Fan Zhang: Creating a More Secure and Robust Blockchain

The School of Engineering & Applied Science is proud to welcome its newest faculty members for the 2022-23 academic year. The large influx of faculty members – 11 so far, with more to be announced soon – marks the rapid growth of the School and investment in the research areas illustrated in the SEAS Strategic Vision.

The latest faculty arrivals are valuable additions to the chemical and environmental, computer science, and electrical engineering departments. Their expertise includes sustainability, artificial intelligence, robotics, quantum computing, cybersecurity, and optoelectronic materials.

Upon their arrival, we asked these new faculty members questions about their work, their motivations, potential collaborations, and much more:


Fan Zhang, Computer Science


Hometown:

I'm originally from a northern city in China.

Prior academic history:

I got my PhD from Cornell in 2020, advised by Prof. Ari Juels. Then I spent a year at Chainlink Labs before I started at Duke University as an assistant professor in 2021.

How would you summarize your research?

My research is focused on computer security. I'm particularly passionate about the science of blockchains, how can they help make our digital life more secure and less complex, and how to combat the new security problems in this brave new world.

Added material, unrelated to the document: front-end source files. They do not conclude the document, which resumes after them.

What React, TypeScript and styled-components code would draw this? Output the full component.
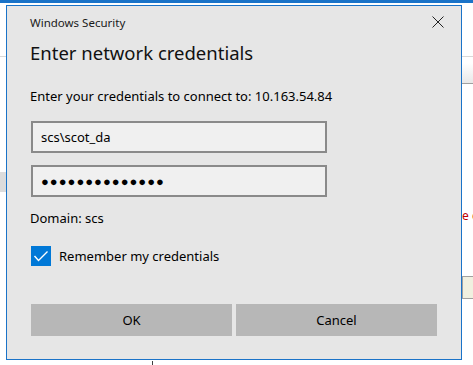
import styled, { createGlobalStyle } from 'styled-components';

const GlobalStyle = createGlobalStyle`
  html, body {
    margin: 0;
    padding: 0;
    background: #ffffff;
  }
  body {
    font-family: "Noto Sans", "Open Sans", sans-serif;
  }
`;

const Screen = styled.div`
  position: relative;
  width: 473px;
  height: 365px;
  overflow: hidden;
  background: #ffffff;
`;

const TopBar = styled.div`
  height: 3px;
  background: #1a73c8;
`;

// bits of the window that sits behind the dialog
const BackLine = styled.div`
  margin-top: 53px;
  height: 1px;
  background: #d8d8d8;
`;

const BackField = styled.div`
  margin: 6px 0 0 440px;
  height: 20px;
  background: linear-gradient(#ffffff, #e8e8e8);
  border-bottom: 1px solid #a0a0a0;
`;

const LeftTab = styled.div`
  margin-top: 88px;
  width: 8px;
  height: 20px;
  background: #dcdcdc;
`;

const BackText = styled.div`
  margin: 16px 0 0 462px;
  font-size: 12px;
  line-height: 16px;
  color: #c00000;
  white-space: nowrap;
`;

const BackBox = styled.div`
  margin: 52px 0 0 462px;
  width: 20px;
  height: 21px;
  background: #f0f0e0;
  border: 1px solid #a0a0a0;
`;

const BackLink = styled.div`
  margin: 62px 0 0 152px;
  padding-left: 15px;
  border-left: 1px solid #404040;
  font-size: 13px;
  line-height: 18px;
  color: #000;
  white-space: nowrap;
`;

const Dialog = styled.div`
  position: absolute;
  left: 6px;
  top: 5px;
  width: 456px;
  height: 355px;
  box-sizing: border-box;
  background: #e6e6e6;
  border: 1px solid #1a73c8;
  padding: 0 24px 0 23px;
  display: flex;
  flex-direction: column;
  align-items: flex-start;
  color: #000;
`;

const TitleRow = styled.div`
  align-self: stretch;
  display: flex;
  justify-content: space-between;
  align-items: center;
  height: 32px;
`;

const WindowTitle = styled.span`
  font-size: 11.5px;
  color: #1a1a1a;
`;

const CloseButton = styled.div`
  width: 14px;
  height: 14px;
  margin-right: -8px;
  display: flex;
  align-items: center;
  justify-content: center;
`;

const Heading = styled.h1`
  margin: 1px 0 0 0;
  font-size: 18.5px;
  font-weight: 400;
  line-height: 28px;
  color: #111;
`;

const Prompt = styled.p`
  margin: 20px 0 0 0;
  font-size: 13px;
  line-height: 18px;
`;

const Field = styled.div<{ first?: boolean }>`
  margin: ${(p) => (p.first ? 16 : 12)}px 0 0 1px;
  width: 296px;
  height: 32px;
  box-sizing: border-box;
  border: 2px solid #8a8a8a;
  background: #f0f0f0;
  display: flex;
  align-items: center;
  padding-left: 8px;
  font-size: 13px;
`;

const Dots = styled.span`
  font-size: 13px;
  letter-spacing: 1px;
`;

const Domain = styled.p`
  margin: 12px 0 0 0;
  font-size: 13px;
  line-height: 18px;
`;

const CheckRow = styled.label`
  display: flex;
  align-items: center;
  gap: 8px;
  margin: 19px 0 0 1px;
  font-size: 13px;
`;

const CheckBox = styled.span`
  width: 20px;
  height: 20px;
  background: #0078d7;
  display: flex;
  align-items: center;
  justify-content: center;
`;

const Buttons = styled.div`
  display: grid;
  grid-template-columns: 1fr 1fr;
  gap: 4px;
  margin: 38px 0 0 1px;
  width: 406px;
`;

const Button = styled.button`
  height: 32px;
  border: none;
  background: #b7b7b7;
  font-family: inherit;
  font-size: 13px;
  color: #000;
  padding: 0;
`;

export default function App() {
  return (
    <Screen>
      <GlobalStyle />
      <TopBar />
      <BackLine />
      <BackField />
      <LeftTab />
      <BackText>e c</BackText>
      <BackBox />
      <BackLink>Connect using different credentials</BackLink>
      <Dialog>
        <TitleRow>
          <WindowTitle>Windows Security</WindowTitle>
          <CloseButton>
            <svg width="12" height="12" viewBox="0 0 12 12">
              <path d="M0.5 0.5 L11.5 11.5 M11.5 0.5 L0.5 11.5" stroke="#222" strokeWidth="1" />
            </svg>
          </CloseButton>
        </TitleRow>
        <Heading>Enter network credentials</Heading>
        <Prompt>Enter your credentials to connect to: 10.163.54.84</Prompt>
        <Field first>scs\scot_da</Field>
        <Field>
          <Dots>●●●●●●●●●●●●●●</Dots>
        </Field>
        <Domain>Domain: scs</Domain>
        <CheckRow>
          <CheckBox>
            <svg width="16" height="12" viewBox="0 0 16 12">
              <path d="M1.5 6 L5.5 10.5 L14.5 1.5" stroke="#fff" strokeWidth="1.4" fill="none" />
            </svg>
          </CheckBox>
          Remember my credentials
        </CheckRow>
        <Buttons>
          <Button>OK</Button>
          <Button>Cancel</Button>
        </Buttons>
      </Dialog>
    </Screen>
  );
}
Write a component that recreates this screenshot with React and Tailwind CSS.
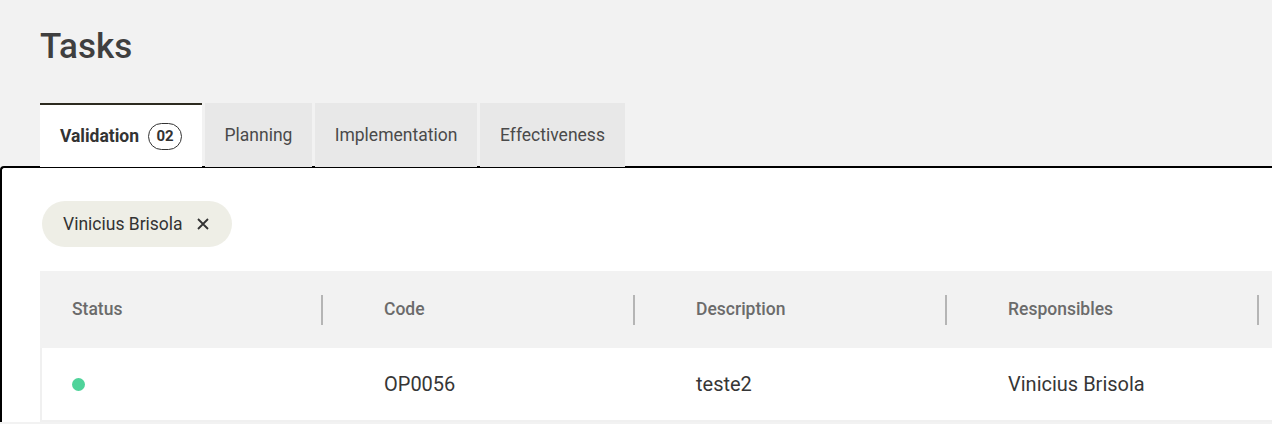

What inspired you to choose this field of study?

Blockchains started out as a niche protocol only used to support cryptocurrencies, but it's soon realized that the idea behind blockchains is generic and powerful: it represents a new way to organize computation to attain strong security guarantees that are otherwise impossible to achieve. My research is inspired by the vision that decentralized ledgers will become a new form of global-scale computing infrastructure, just like the cloud, but with completely different security/performance characteristics. My research studies how to make the infrastructure more secure and robust, how to securely scale up its performance and extend its functionality, and how to combat the unique security problems that arise in novel applications.

Where do you see the field 10 years from now?

I believe the world will be more and more aware of the security and privacy risks posed by an increasingly centralized Internet, and I envision security and privacy research, especially decentralized ledgers, will play an important role in addressing these challenges. I hope in ten years, decentralized ledgers will enable more digit services to be offered with better privacy, greater transparency, and stronger security.

What brought you to Yale?

I'm very impressed by the achievement of the department and the faculty members. I'm also excited about its fast growth in recent years. Moving closer to NYC is also a dream come true.

What areas outside of Computer Science do you seek to create impactful research collaborations or partnerships?

I want to collaborate with experts in economics, finance, and law, to study interdisciplinary problems in the blockchain ecosystems.

Are there any courses that you look forward to teaching/creating?

I'm looking forward to creating and teaching a course on the fundamentals of blockchains.

What are your interests outside of the lab?

I spent some of the spare time brewing coffee, riding motorcycles, and doing audiophile things.

What is the best New Haven Pizza?

I have too few data points to pick a "best", but Frank Pepe is pretty good.